As Pride Month Nears End, LGBT Political Culture Warring Escalates
You’d think drag brunches are why we’re paying $6 a gallon for gas.
We've got 10 days left in Pride Month. That it takes place this year during an election cycle that has been heavily influenced by culture wars putting gay and particularly trans issues front and center has inexplicably brought back into politics some pretty old ideas about LGBT issues.
Over the weekend, the Republican Party of Texas voted to approve language in their 2022 platform declaring that "homosexuality is an abnormal lifestyle choice" and opposing "special legal entitlements or creation of special status for homosexual behavior." It further states they "oppose all efforts to validate transgender identity" and calls for the legal prohibition of medical treatments like puberty blockers, hormones, and surgery for any trans person under the age of 21.
There is a lot of stuff in the whole platform (and not all of it is bad). The addition of this LGBT component is notable for what a weird throwback it is, much of it reminiscent of how conservatives used to talk about gay marriage back in the 1990s.
State political platforms are also somewhat easy targets to draw out culture war tensions. They are mostly relevant to party primaries in states and may indicate the mood of influential party participants but not the actual desires of party voters. Not only do an overwhelming majority of Americans support legal recognition of same-sex marriage, but as of 2021, a majority of Republicans (55 percent) also support it. Gallup polling shows support for gay and trans rights improving steadily over the last two decades.
Nevertheless, we have seen many examples this month that the "woke left" aren't the only ones versed in virtue signaling. Drag brunch is not going to be the downfall of America, but saying so is certainly a way of drawing media attention and playing to a particular group of conservative voters, freedom and liberty be damned. There are a lot of complex reasons (and really bad government policies) behind our inflation and supply chain crisis, our actual domestic problems. RuPaul is not one of those reasons.

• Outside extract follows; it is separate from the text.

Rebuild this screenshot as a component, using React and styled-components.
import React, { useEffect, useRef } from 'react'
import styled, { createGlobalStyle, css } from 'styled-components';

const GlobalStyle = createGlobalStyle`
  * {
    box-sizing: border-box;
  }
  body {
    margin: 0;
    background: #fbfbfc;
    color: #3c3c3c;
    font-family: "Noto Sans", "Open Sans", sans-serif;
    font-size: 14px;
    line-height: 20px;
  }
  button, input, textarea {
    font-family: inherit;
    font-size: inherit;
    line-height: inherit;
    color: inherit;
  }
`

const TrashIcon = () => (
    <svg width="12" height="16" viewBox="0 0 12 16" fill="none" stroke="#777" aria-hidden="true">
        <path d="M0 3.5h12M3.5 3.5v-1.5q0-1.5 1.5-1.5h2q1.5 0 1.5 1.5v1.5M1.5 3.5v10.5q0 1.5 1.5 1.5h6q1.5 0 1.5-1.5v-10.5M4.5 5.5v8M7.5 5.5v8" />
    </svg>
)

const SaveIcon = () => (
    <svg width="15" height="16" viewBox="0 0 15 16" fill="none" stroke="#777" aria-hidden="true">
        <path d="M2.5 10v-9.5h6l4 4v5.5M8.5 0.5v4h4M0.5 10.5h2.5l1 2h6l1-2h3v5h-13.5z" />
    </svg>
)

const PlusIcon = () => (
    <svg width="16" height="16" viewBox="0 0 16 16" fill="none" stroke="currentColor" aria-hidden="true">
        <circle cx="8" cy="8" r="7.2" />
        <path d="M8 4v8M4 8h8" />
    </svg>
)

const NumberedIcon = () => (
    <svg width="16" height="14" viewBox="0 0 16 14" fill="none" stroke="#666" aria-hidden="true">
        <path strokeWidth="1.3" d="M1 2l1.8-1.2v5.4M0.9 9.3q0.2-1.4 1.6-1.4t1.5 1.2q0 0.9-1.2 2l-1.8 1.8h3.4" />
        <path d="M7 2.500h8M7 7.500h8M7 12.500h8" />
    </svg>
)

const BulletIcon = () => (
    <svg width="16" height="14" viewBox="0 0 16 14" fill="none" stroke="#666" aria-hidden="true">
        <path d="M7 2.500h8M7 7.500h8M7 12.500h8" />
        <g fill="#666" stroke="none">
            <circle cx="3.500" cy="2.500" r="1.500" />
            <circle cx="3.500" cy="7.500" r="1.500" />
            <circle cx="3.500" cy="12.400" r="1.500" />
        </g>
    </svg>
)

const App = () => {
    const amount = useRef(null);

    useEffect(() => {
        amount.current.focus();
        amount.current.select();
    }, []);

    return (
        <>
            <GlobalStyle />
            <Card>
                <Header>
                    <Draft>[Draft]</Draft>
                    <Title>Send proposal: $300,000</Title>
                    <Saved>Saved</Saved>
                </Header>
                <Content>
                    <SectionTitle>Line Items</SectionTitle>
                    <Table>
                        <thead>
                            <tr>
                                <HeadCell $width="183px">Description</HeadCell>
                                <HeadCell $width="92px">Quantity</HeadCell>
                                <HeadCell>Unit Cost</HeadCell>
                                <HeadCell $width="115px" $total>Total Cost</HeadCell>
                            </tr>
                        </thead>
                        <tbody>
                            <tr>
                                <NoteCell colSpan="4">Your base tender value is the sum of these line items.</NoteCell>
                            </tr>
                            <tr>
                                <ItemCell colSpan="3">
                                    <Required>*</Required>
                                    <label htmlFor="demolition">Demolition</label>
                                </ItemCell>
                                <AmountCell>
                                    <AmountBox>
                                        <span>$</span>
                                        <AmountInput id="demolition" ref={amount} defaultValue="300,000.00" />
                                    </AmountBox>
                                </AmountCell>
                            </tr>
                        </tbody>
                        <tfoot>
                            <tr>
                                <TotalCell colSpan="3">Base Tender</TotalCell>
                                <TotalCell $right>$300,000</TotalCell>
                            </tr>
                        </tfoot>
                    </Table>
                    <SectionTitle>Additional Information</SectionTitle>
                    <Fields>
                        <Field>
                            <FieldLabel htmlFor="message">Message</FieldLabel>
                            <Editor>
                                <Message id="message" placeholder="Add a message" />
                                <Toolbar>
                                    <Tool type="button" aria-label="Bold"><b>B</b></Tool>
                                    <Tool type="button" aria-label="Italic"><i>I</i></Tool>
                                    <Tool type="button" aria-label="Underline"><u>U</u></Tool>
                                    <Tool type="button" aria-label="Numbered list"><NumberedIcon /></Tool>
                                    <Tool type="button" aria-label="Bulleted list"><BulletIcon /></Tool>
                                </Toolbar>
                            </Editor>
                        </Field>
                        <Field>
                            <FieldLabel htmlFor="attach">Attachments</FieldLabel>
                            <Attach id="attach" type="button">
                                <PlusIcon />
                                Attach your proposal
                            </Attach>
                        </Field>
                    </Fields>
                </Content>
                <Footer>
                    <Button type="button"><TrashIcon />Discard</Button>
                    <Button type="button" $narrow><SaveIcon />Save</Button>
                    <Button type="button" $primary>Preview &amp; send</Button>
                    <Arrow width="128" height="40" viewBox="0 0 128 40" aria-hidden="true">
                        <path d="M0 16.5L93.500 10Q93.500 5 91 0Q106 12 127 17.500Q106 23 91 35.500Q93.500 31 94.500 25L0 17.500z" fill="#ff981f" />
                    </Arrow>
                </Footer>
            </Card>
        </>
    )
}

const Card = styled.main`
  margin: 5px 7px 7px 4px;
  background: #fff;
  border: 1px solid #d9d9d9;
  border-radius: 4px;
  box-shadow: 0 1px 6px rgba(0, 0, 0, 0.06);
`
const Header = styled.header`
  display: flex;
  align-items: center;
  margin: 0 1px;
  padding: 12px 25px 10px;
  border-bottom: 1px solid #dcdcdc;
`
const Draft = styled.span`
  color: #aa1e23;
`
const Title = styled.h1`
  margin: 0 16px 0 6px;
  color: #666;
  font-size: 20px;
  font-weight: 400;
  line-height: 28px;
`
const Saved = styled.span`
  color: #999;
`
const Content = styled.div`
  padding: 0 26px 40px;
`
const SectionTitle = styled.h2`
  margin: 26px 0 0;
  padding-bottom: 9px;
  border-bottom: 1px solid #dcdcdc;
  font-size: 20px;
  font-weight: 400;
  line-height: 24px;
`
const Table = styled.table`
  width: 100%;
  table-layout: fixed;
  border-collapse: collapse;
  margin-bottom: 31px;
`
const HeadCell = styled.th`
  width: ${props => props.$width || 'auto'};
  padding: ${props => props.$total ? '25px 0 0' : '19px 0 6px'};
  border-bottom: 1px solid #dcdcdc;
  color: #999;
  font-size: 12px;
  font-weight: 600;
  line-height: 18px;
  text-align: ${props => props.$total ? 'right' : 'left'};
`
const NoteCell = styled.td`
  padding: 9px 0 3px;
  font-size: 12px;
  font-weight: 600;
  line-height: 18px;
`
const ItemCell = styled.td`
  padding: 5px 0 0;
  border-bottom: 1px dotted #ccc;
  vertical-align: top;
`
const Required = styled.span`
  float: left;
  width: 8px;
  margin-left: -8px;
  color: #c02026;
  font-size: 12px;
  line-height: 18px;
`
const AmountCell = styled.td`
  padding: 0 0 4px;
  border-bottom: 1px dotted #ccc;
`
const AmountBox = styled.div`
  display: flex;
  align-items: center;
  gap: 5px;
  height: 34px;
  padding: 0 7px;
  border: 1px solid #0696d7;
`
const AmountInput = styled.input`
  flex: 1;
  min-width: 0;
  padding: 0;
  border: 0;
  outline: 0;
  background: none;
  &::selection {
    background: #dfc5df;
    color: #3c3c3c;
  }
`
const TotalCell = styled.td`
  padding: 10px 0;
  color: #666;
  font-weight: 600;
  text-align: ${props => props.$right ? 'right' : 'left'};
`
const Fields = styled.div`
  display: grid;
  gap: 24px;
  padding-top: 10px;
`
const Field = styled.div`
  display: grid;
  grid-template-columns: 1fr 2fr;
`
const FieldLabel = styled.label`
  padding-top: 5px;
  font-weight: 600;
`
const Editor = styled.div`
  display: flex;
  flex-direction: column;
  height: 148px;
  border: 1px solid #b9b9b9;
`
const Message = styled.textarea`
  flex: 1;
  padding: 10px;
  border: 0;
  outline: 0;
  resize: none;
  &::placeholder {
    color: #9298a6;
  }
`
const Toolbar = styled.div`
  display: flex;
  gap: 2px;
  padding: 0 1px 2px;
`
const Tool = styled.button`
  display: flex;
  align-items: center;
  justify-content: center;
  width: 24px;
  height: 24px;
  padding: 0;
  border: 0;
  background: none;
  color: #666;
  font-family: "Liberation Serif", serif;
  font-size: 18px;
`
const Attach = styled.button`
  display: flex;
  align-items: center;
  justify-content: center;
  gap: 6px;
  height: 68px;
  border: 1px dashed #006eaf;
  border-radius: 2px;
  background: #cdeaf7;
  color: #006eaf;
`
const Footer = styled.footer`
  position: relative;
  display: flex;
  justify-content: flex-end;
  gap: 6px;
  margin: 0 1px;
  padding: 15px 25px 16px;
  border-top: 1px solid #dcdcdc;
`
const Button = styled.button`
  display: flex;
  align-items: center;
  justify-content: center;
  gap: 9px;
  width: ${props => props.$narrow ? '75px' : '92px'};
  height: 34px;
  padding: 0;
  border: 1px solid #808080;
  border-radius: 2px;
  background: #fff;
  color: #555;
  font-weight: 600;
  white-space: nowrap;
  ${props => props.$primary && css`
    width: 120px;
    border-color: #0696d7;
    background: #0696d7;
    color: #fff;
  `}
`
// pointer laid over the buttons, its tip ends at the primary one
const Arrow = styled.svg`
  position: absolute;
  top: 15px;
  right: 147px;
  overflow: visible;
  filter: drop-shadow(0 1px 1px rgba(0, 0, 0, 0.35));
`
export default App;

Last week President Joe Biden signed a lengthy executive order that shows his willingness to jump into this culture war on behalf of the Democratic Party. On June 15, he signed an "Executive Order on Advancing Equality for Lesbian, Gay, Bisexual, Transgender, Queer, and Intersex Individuals" that pushes the Secretary of Health and Humans Services to seek out ways to intervene against "harmful State and local laws" that target and restrict the access of LGBT citizens to medical care and treatment.
This is clearly a response to states passing laws that attempt to ban or criminalize medical treatment for trans teens and children. Similarly, the executive order calls for the Secretary of Education to attempt to intervene against any state laws they deem "harmful" to LGBT students and to "develop and release sample policies for supporting LGBTQI+ students' well-being and academic success in schools and educational institutions."

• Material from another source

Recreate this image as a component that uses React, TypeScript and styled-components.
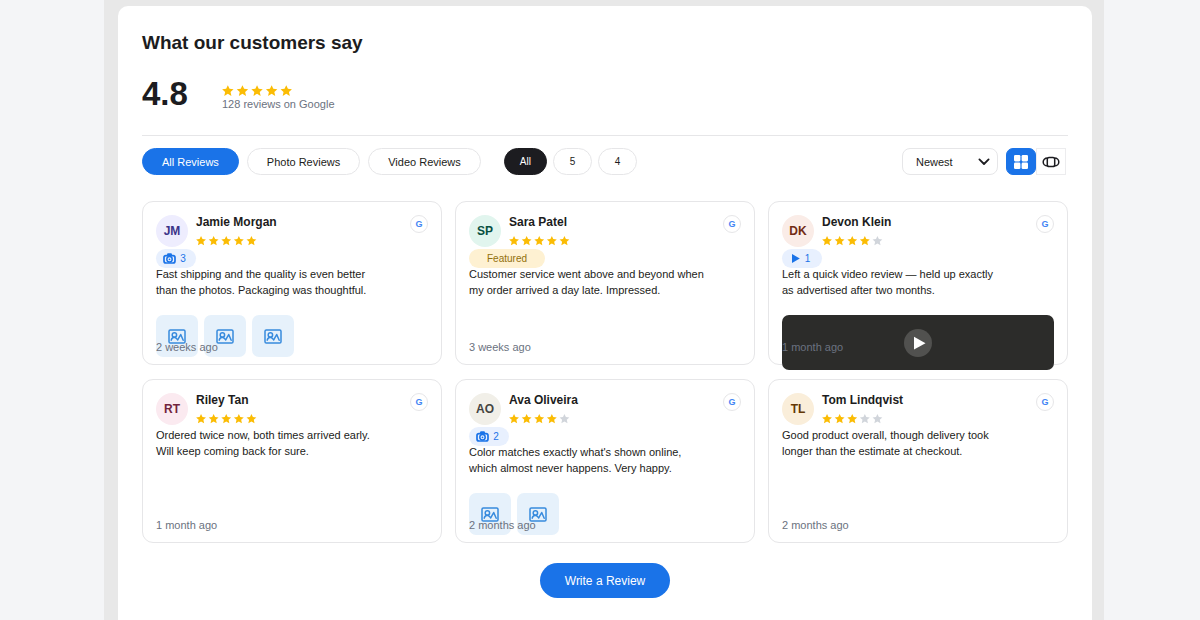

Incidentally, Biden is the first president to use the term "queer" in his executive orders, but it's not defined in the order. The term is generally not used in anti-discrimination laws precisely because it has become this vague umbrella term to the point that heterosexual people claim to be "queer." Its inclusion in the order is its own performative moment for the administration.
To the extent that new state laws fueled by culture warring might violate the rights of LGBT citizens and run counter to federal law or Supreme Court rulings makes an executive order justifiable, though probably not necessary. Xavier Becerra, current Secretary of Health and Humans Services, doesn't need any encouragement to go around filing lawsuits. That's what he's known for.

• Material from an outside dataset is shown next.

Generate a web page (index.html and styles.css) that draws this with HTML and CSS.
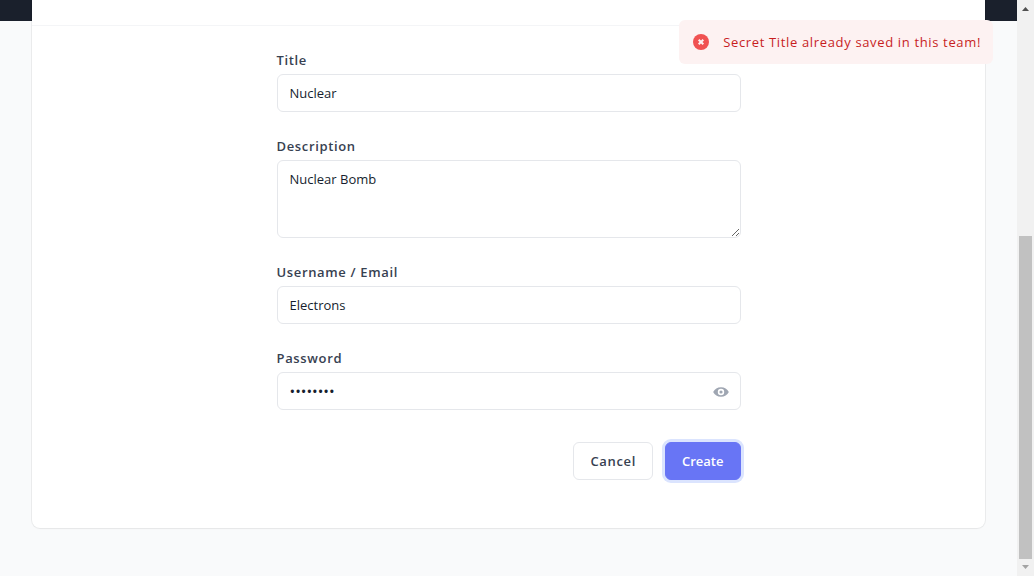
FILE: index.html
```html
<!DOCTYPE html>
<html lang="en">
<head>
<meta charset="utf-8">
<meta name="viewport" content="width=device-width, initial-scale=1">
<title>New secret</title>
<link rel="stylesheet" href="styles.css">
</head>
<body>
<div class="page">
  <main class="content">
    <section class="card">
      <div class="card-head"></div>
      <form class="form">
        <div class="field">
          <label class="label" for="title">Title</label>
          <input class="control" id="title" type="text" value="Nuclear">
        </div>
        <div class="field">
          <label class="label" for="description">Description</label>
          <textarea class="control area" id="description">Nuclear Bomb</textarea>
        </div>
        <div class="field">
          <label class="label" for="username">Username / Email</label>
          <input class="control" id="username" type="text" value="Electrons">
        </div>
        <div class="field">
          <label class="label" for="password">Password</label>
          <div class="reveal">
            <input class="control secret" id="password" type="password" value="electron">
            <button class="eye" type="button" aria-label="Show password">
              <svg width="16" height="16" viewBox="0 0 20 20" fill="currentColor"><path fill-rule="evenodd" d="M.2 10a11 11 0 0 1 19.6 0A11 11 0 0 1 .2 10zM10 14a4 4 0 1 0 0-8 4 4 0 0 0 0 8zm0-2a2 2 0 1 1 0-4 2 2 0 0 1 0 4z"/></svg>
            </button>
          </div>
        </div>
        <div class="actions">
          <button class="btn" type="button">Cancel</button>
          <button class="btn primary" type="submit">Create</button>
        </div>
      </form>
    </section>
  </main>
  <div class="scrollbar" aria-hidden="true">
    <svg class="arrow" width="17" height="17" viewBox="0 0 17 17" fill="#505050"><path d="M5 11h7L8.500 7z"/></svg>
    <div class="thumb"></div>
    <svg class="arrow" width="17" height="17" viewBox="0 0 17 17" fill="#a3a3a3"><path d="M5 6h7L8.500 10z"/></svg>
  </div>
</div>
<div class="toast" role="alert">
  <svg width="16" height="16" viewBox="0 0 16 16"><circle cx="8" cy="8" r="8" fill="#f05252"/><path d="M5.700 5.700l4.600 4.600M10.300 5.700l-4.600 4.600" stroke="#fdf2f2" stroke-width="2" fill="none"/></svg>
  <span>Secret Title already saved in this team!</span>
</div>
</body>
</html>
```
FILE: styles.css
```css
* { box-sizing: border-box; }
body {
  margin: 0;
  font-family: "Open Sans", "Noto Sans", sans-serif;
  font-size: 13px;
  line-height: 20px;
  color: #161e2e;
}
.page { display: flex; height: 100vh; overflow: hidden; }
.content {
  flex: 1;
  padding: 0 32px 48px;
  background: linear-gradient(#1a202c 21px, #f9fafb 21px);
}
.card {
  background: #fff;
  border-radius: 0 0 8px 8px;
  box-shadow: 0 0 0 1px rgba(0, 0, 0, 0.05), 0 1px 2px rgba(0, 0, 0, 0.03);
}
.card-head { height: 26px; border-bottom: 1px solid #f4f5f7; }
.form {
  display: flex;
  flex-direction: column;
  gap: 24px;
  max-width: 464px;
  margin: 0 auto;
  padding: 24px 0 48px;
}
.field { display: flex; flex-direction: column; gap: 4px; }
.label { font-weight: 600; color: #374151; letter-spacing: 0.05em; }
.control {
  display: block;
  width: 100%;
  height: 38px;
  margin: 0;
  padding: 8px 12px;
  border: 1px solid #e5e7eb;
  border-radius: 6px;
  background: #fff;
  color: inherit;
  font: inherit;
}
.area { height: 78px; resize: vertical; }
.secret { font-size: 15px; }
.reveal { position: relative; }
.eye {
  position: absolute;
  top: 0;
  right: 0;
  display: flex;
  align-items: center;
  height: 100%;
  padding: 2px 12px 0;
  border: 0;
  background: none;
  color: #9fa6b2;
}
.actions { display: flex; justify-content: flex-end; gap: 12px; margin-top: 8px; }
.btn {
  padding: 8px 16px;
  border: 1px solid #e5e7eb;
  border-radius: 6px;
  background: #fff;
  color: #374151;
  font: inherit;
  font-weight: 600;
  letter-spacing: 0.05em;
}
.primary {
  border-color: #6875f5;
  background: #6875f5;
  color: #fff;
  letter-spacing: normal;
  box-shadow: 0 0 0 3px #dbe4fe;
}
.scrollbar {
  display: flex;
  flex-direction: column;
  justify-content: space-between;
  width: 17px;
  background: #f1f1f1;
}
.arrow { display: block; }
.thumb { height: 56%; margin: auto 2px 0; background: #c1c1c1; }
.toast {
  position: fixed;
  top: 20px;
  right: 41px;
  display: flex;
  align-items: center;
  gap: 14px;
  padding: 12px 12px 12px 14px;
  border-radius: 6px;
  background: #fdf2f2;
  color: #c81e1e;
  letter-spacing: 0.05em;
}
```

But that's not all the executive order does. It calls for the feds to wade into the political fight over conversion therapy (the controversial theory debunked by medical experts that homosexuality and trans identity can be "cured") and asks the Federal Trade Commission to determine whether the practice is fraudulent and requires consumer warnings.
Paragraph after paragraph calls for more federal research and working groups on LGBT health issues and whether LGBT people are more likely to have to deal with homelessness, have problems with accessing social services, determine whether older LGBT folks have issues with long-term care, et cetera. A lot of the executive order is a wish list that affirms an LGBT-friendly and expansive bureaucratic state.
And so the culture war politics involved here are a partisan fight over what will be forbidden and what will be mandated, and being left alone is just not an option on the table. Drag queens and trans athletes have to be presented as some massive cultural threat on one side, while LGBT people (and "queer" people, whoever they might be if not LGBT people) as a whole need to be collectively classified as hapless children to justify a set of unneeded government interventions by the other.